I spent the next hour trying. I placed my hands over the worst of his wounds, the ones that had clearly killed him.
I reached deep into my power, searching for that warm, gentle healing magic that had served me so well with the wolf and the other wounded. I tried to mend the infections, to close the gaping wounds, to will his body back to life.
Nothing happened.
His heart was silent. His consciousness was gone. His body was simply matter now, and no amount of power could convince it to be anything else.
When Thema's mother entered the infirmary, she took one look at my face and collapsed. She knew before I said anything. She knew that her son was gone.
I was still trying when she fell to her knees beside the cot. I was still trying when she began to wail. I was still trying when Kian arrived and gently pulled me away from the body.
"He's gone," Kian said softly against my hair. "You can't bring him back."
"I can heal," I said, and my voice was breaking. "I can heal. I healed that wolf. I healed the others in the infirmary. Why can't I heal him? Why can't I bring him back?"
"Because death is not an injury," Kian said, holding me as my entire body shook with grief. "Because some things, even Eclipse Wolves cannot fix."
I wanted to argue. I wanted to insist that if I were just strong enough, clever enough, powerful enough, I could do it. But I could feel the truth in his words, could feel the immutable reality of what death meant.
Thema's mother wept beside the body, her hands clutching his, and I felt something inside me break along with her sobs.
Over the next three days, fifteen more bodies arrived from the battle that had taken place a week ago. Fifteen more warriors who had been injured far from the castle, treated as best as the field healers could manage, and then brought to the castle in hopes that I could save them.
Fifteen more failures.
I healed eight of them. Eight warriors who were still critically injured but alive, whose wounds I could stitch back together, whose infections I could fight. But seven of them had deteriorated too far. Seven of them died despite my efforts, despite the power that flowed through my hands, despite everything I tried.

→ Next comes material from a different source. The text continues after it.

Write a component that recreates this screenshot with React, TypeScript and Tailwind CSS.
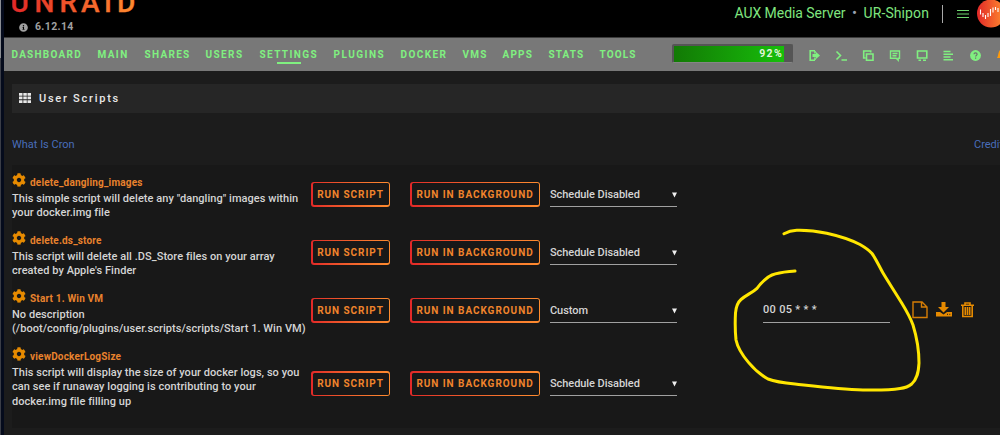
import type { FC, ReactNode } from "react";
import { FaCog, FaInfoCircle } from "react-icons/fa";

const NAV_ITEMS = [
  { label: "DASHBOARD", className: "w-[86px] tracking-[1.25px]" },
  { label: "MAIN", className: "w-[47px] tracking-[1.4px]" },
  { label: "SHARES", className: "w-[61px] tracking-[1.3px]" },
  { label: "USERS", className: "w-[54px] tracking-[1.4px]" },
  { label: "SETTINGS", className: "w-[74px] tracking-[1.4px]", active: true },
  { label: "PLUGINS", className: "w-[67px] tracking-[1.5px]" },
  { label: "DOCKER", className: "w-[62px] tracking-[1.4px]" },
  { label: "VMS", className: "w-10 tracking-[1.2px]" },
  { label: "APPS", className: "w-[46px] tracking-[1.2px]" },
  { label: "STATS", className: "w-[51px] tracking-[1.1px]" },
  { label: "TOOLS", className: "w-[60px] tracking-[1.1px]" },
];

const SCRIPTS = [
  {
    name: "delete_dangling_images",
    lines: [
      'This simple script will delete any "dangling" images within',
      "your docker.img file",
    ],
    schedule: "Schedule Disabled",
  },
  {
    name: "delete.ds_store",
    lines: [
      "This script will delete all .DS_Store files on your array",
      "created by Apple's Finder",
    ],
    schedule: "Schedule Disabled",
  },
  {
    name: "Start 1. Win VM",
    lines: [
      "No description",
      "(/boot/config/plugins/user.scripts/scripts/Start 1. Win VM)",
    ],
    schedule: "Custom",
    cron: "00 05 * * *",
  },
  {
    name: "viewDockerLogSize",
    lines: [
      "This script will display the size of your docker logs, so you",
      "can see if runaway logging is contributing to your",
      "docker.img file filling up",
    ],
    schedule: "Schedule Disabled",
  },
];

const Logo: FC = () => (
  <svg width="126" height="14" viewBox="0 0 126 14" className="block">
    <defs>
      <linearGradient id="brand" gradientUnits="userSpaceOnUse" x1="0" x2="124" y1="0" y2="0">
        <stop offset="0" stopColor="#e22828" />
        <stop offset="1" stopColor="#ff8c2f" />
      </linearGradient>
    </defs>
    <text
      x="-1.5 22.5 47.5 69 92 105"
      y="12"
      fill="url(#brand)"
      stroke="url(#brand)"
      strokeWidth="0.3"
      fontFamily="Roboto, sans-serif"
      fontSize="28"
      fontWeight="500"
    >
      UNRAID
    </text>
  </svg>
);

const Avatar: FC = () => (
  <svg width="24" height="28" viewBox="0 0 24 28" className="ml-[6px] shrink-0">
    <defs>
      <linearGradient id="avatar" x1="0" x2="1" y1="0" y2="0">
        <stop offset="0" stopColor="#e22828" />
        <stop offset="1" stopColor="#ff8c2f" />
      </linearGradient>
    </defs>
    <circle cx="15" cy="13.5" r="14" fill="url(#avatar)" />
    <path
      d="M4.500 9.500v5M7 13v4M9.500 15v4M12 13v4M14.500 9v7M17 7.500v5M19.500 7v3M22 8v4"
      stroke="#fff"
      strokeWidth="1.1"
    />
  </svg>
);

const Header: FC = () => (
  <header className="flex h-[37px] justify-between bg-black">
    <div className="w-[200px] pl-2">
      <Logo />
      <div className="mt-[5px] flex items-center gap-[7px] pl-[7px] text-[#a0a0a0]">
        <FaInfoCircle size={9} />
        <span className="text-[10.5px] leading-4 font-bold tracking-[0.35px]">6.12.14</span>
      </div>
    </div>
    <div className="flex h-[27px] items-center text-[#7fe57f]">
      <span className="text-[14px] tracking-[-0.05px]">AUX Media Server</span>
      <span className="w-[18px] text-center text-[15px] text-gray-400">•</span>
      <span className="text-[14px] tracking-[0.1px]">UR-Shipon</span>
      <span className="ml-[13px] h-[18px] w-px bg-[#a8a8a8]" />
      <svg width="13" height="10" viewBox="0 0 13 10" className="ml-[14px]">
        <path d="M0 1.500h12M0 5h12M0 8.500h12" stroke="#6fd66f" strokeWidth="1" />
      </svg>
      <Avatar />
    </div>
  </header>
);

const Toolbar: FC = () => (
  <div className="mb-[2px] flex items-center text-[#80f080]">
    <div className="h-[19px] w-[121px] rounded-[2px] border border-[#555] border-b-[#858585] bg-[#555] pt-px pl-px">
      <div className="flex h-4 w-[110px] items-center justify-end bg-gradient-to-r from-[#127a05] to-[#17bf0b] pr-[1px] pb-px text-[10.5px] font-bold tracking-[1.300px] text-[#e0f5dc]">
        92%
      </div>
    </div>
    <svg width="187" height="14" viewBox="0 0 187 14" fill="none" stroke="currentColor" strokeWidth="1.6" className="mt-1 ml-4">
      <path d="M6 1.700H1.200v9.600H6M4 6.500h4M6 2v2.500M6 8.500v2.500" />
      <path d="M7 3v7l4-3.500z" fill="currentColor" stroke="none" />
      <path d="M3.500 5v3H8V5z" fill="currentColor" stroke="none" />
      <path d="M27.500 2.500l4 4-4 4M32.500 11h5.500" />
      <path d="M56.500 9H54.700V2h7v1.500M57.500 5h6.500v6.300h-6.500z" />
      <path d="M81.500 2h9v7.300h-1.300v2l-2-2h-5.700zM83.500 4.500h5M83.500 6.700h4" strokeWidth="1.400" />
      <path d="M108.500 2h9.300v7h-9.300zM109.500 11.300h2.500M114 11.300h3" />
      <path d="M134.500 2.500h7M134.500 5.300h9.500M134.500 8h7M134.500 10.800h9.500" />
      <circle cx="166.500" cy="6.500" r="5.400" fill="currentColor" stroke="none" />
      <path d="M165 5.300c0-2 3.100-2 3.100 0 0 1.200-1.500 1-1.500 2.300M166.600 8.500v1.300" stroke="#6c756c" strokeWidth="1.200" />
    </svg>
    <svg width="4" height="12" viewBox="0 0 4 12" className="shrink-0">
      <path d="M1 10C2.500 8 2 4 4 2v8z" fill="#ff9a0a" />
    </svg>
  </div>
);

const NavBar: FC = () => (
  <nav className="flex h-[34px] items-center justify-between border-t border-[#3c3c3c] bg-[#787878]">
    <ul className="mb-px flex pl-[7.5px] text-[10px] font-bold text-[#80f080]">
      {NAV_ITEMS.map(({ label, className, active }) => (
        <li key={label} className={className}>
          <span className="relative">
            {label}
            {active && (
              <span className="absolute -bottom-[4px] left-[17px] h-[2px] w-6 bg-[#80f080]" />
            )}
          </span>
        </li>
      ))}
    </ul>
    <Toolbar />
  </nav>
);

const GradientButton: FC<{ children: ReactNode }> = ({ children }) => (
  <div className="flex h-[25px] rounded-[3px] bg-gradient-to-r from-[#e22828] to-[#ff8c2f] p-[1.5px]">
    <button className="grow rounded-[1.5px] bg-[#181818] text-[10px] font-bold tracking-[0.95px] whitespace-nowrap text-[#f0842c]">
      {children}
    </button>
  </div>
);

const CronActions: FC = () => (
  <svg width="62" height="18" viewBox="0 0 62 18" className="ml-[22px]" fill="#e68a00">
    <path d="M1 1h9l5 5v10.500H1zM9.500 1v5H15" fill="none" stroke="#d67d05" strokeWidth="1.400" />
    <path d="M29.500 1h4v5h3.500l-5.500 5.500L26 6h3.500zM24 11h4l3.500 2.500L35 11h5v4.500H24z" />
    <path d="M35 13.300h1M37.300 13.300h1" stroke="#181818" />
    <path
      d="M49 4.200h13M53 4V2h5v2M50.800 4.500v11h9.400v-11M53.300 6v8M55.500 6v8M57.700 6v8"
      fill="none"
      stroke="#e68a00"
      strokeWidth="1.600"
    />
  </svg>
);

const ScriptRow: FC<{ script: (typeof SCRIPTS)[number] }> = ({ script }) => (
  <div className={`flex items-center ${script.lines.length > 2 ? "h-[89px]" : "h-[58px]"}`}>
    <div className="w-[299px] shrink-0 self-start pt-[6px]">
      <div className="flex h-[20.5px] items-start">
        <FaCog size={14} className="mt-[2px] text-[#e68a00]" />
        <span className="mt-1 ml-1 text-[10px] leading-4 font-bold tracking-[0.18px] text-[#e8822d]">
          {script.name}
        </span>
      </div>
      {script.lines.map((line) => (
        <p
          key={line}
          className="text-[11px] leading-[14.5px] font-medium tracking-[0.05px] whitespace-nowrap text-[#d4d4d4]"
        >
          {line}
        </p>
      ))}
    </div>
    <div className="w-[99px] shrink-0">
      <div className="w-[79px]">
        <GradientButton>RUN SCRIPT</GradientButton>
      </div>
    </div>
    <div className="w-[130px] shrink-0">
      <GradientButton>RUN IN BACKGROUND</GradientButton>
    </div>
    <div className="ml-[10px] flex h-[25px] w-[127px] shrink-0 items-center justify-between border-b border-[#a0a0a0] pt-[3px] text-[11px] font-medium tracking-[-0.06px] text-[#d4d4d4]">
      {script.schedule}
      <svg width="5" height="6" viewBox="0 0 5 6" className="-mt-px">
        <path d="M0 .5h5L2.500 5.500z" fill="#f0f0f0" />
      </svg>
    </div>
    {script.cron && (
      <>
        <div className="ml-[86px] h-[25px] w-[127px] shrink-0 border-b border-[#a0a0a0] pt-1 text-[11px] font-medium tracking-[0.3px] text-[#d4d4d4]">
          {script.cron}
        </div>
        <CronActions />
      </>
    )}
  </div>
);

// freehand marker stroke over the cron field
const Marker: FC = () => (
  <svg
    width="200"
    height="170"
    viewBox="0 0 200 170"
    fill="none"
    className="pointer-events-none absolute top-[225px] left-[730px]"
  >
    <path
      d="M54 8.700C58 6.500 61 5.500 66.700 5.300C77 5 86 6 96.700 8.300C109 11 120 14.500 130 19.500C136 23 139 25 142 28.500C146 34 149 41 153 48C159 58 165 67 171.700 78C176 85 180 92 183 100C187 113 189 125 189 138C188.500 148 187 154 181.700 159C178 162 174 163 170 163.500C158 165.500 146 165 133 165C110 164.500 87 161.500 65 159C55 158 46 157 38 154C25 147 9 129 6 115C5 105 5 97 5.500 88C6 82 7 78 11 74.500C16 70 22 68 27 63.300C31 58 35 53 42 50C50 47 57 47 65 46"
      stroke="#ffe600"
      strokeWidth="3"
      strokeLinecap="round"
      strokeLinejoin="round"
    />
  </svg>
);

export default function App() {
  return (
    <div className="relative flex h-[435px] w-[1000px] overflow-hidden bg-[#1c1c1c] font-['Roboto',sans-serif]">
      <div className="w-1 shrink-0 bg-[#050b1c]">
        <div className="h-[58px] w-px bg-[#8a8d92]" />
        <div className="h-[377px] w-px bg-[#3a3d46]" />
      </div>
      <div className="w-[996px] shrink-0">
        <Header />
        <NavBar />
        <main className="pt-[13px] pl-2">
          <h1 className="flex h-[29px] items-center gap-2 bg-[#262626] pl-[7px] text-[11px] font-medium tracking-[1.750px] text-[#e8e8e8]">
            <svg width="12" height="10" viewBox="0 0 12 10" fill="currentColor" className="-mt-px">
              <path d="M0 0h3.500v2.700H0zM4.300 0h3.500v2.700H4.300zM8.500 0H12v2.700H8.500zM0 3.600h3.500v2.700H0zM4.300 3.600h3.500v2.700H4.300zM8.500 3.600H12v2.700H8.500zM0 7.200h3.500v2.700H0zM4.300 7.200h3.500v2.700H4.300zM8.500 7.200H12v2.700H8.500z" />
            </svg>
            <span className="pt-px">User Scripts</span>
          </h1>
          <div className="flex h-[52px] justify-between pt-6 text-[11px] leading-4 text-[#486dba]">
            <a>What Is Cron</a>
            <a className="w-[26px] whitespace-nowrap">Credits</a>
          </div>
          <section className="bg-[#181818]">
            {SCRIPTS.map((script) => (
              <ScriptRow key={script.name} script={script} />
            ))}
          </section>
        </main>
      </div>
      <Marker />
    </div>
  );
}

Each death felt like a personal failure. Each warrior who I couldn't save was another person who had died because I wasn't good enough, wasn't powerful enough, couldn't do what I'd told myself I could do.
"This is not your fault," Kian said on the fourth night, holding me as I sobbed into his chest. We were in his chambers, away from the infirmary, away from the dying, away from the endless weight of responsibility. "Lana, listen to me. This is not your fault."
"Eight people have died," I said, and the words came out broken. "Eight people died, and I could have saved them if I'd been better. If I'd trained harder, if I'd learned faster, if I'd been at the outpost instead of in the castle…"
"If you'd been at the outpost, you would have died," Kian said firmly. "You can't fight. You can't survive in combat the way trained warriors can. You would have been killed, and then eight more people would have died anyway because they wouldn't have had a healer at all."
I knew he was right. I knew that logically, my presence at a battle wouldn't have changed the outcome. But knowing something logically and feeling it emotionally were two very different things.
"I've lost warriors before," Kian continued, his voice steady and calm. "I've held their bodies while their families wept. I've had to explain to mothers and mates and children why their loved ones wouldn't be coming home. And every single time, I've had to accept that sometimes, despite everything we do, despite everything we want, people die. That's the cost of war."
"I don't want to pay that cost," I whispered.
"I know," he said, and I heard the deep sadness in his voice. "Neither do I. But the Council declared war on us the moment they decided you needed to die. And in war, there are costs."
He held me as I cried myself to exhaustion, his presence a solid anchor in the storm of my grief. And when I finally fell asleep, it was to the sound of his heartbeat and the knowledge that I would never be able to save everyone, no matter how powerful I became.
Some things, I was learning, even power couldn't fix.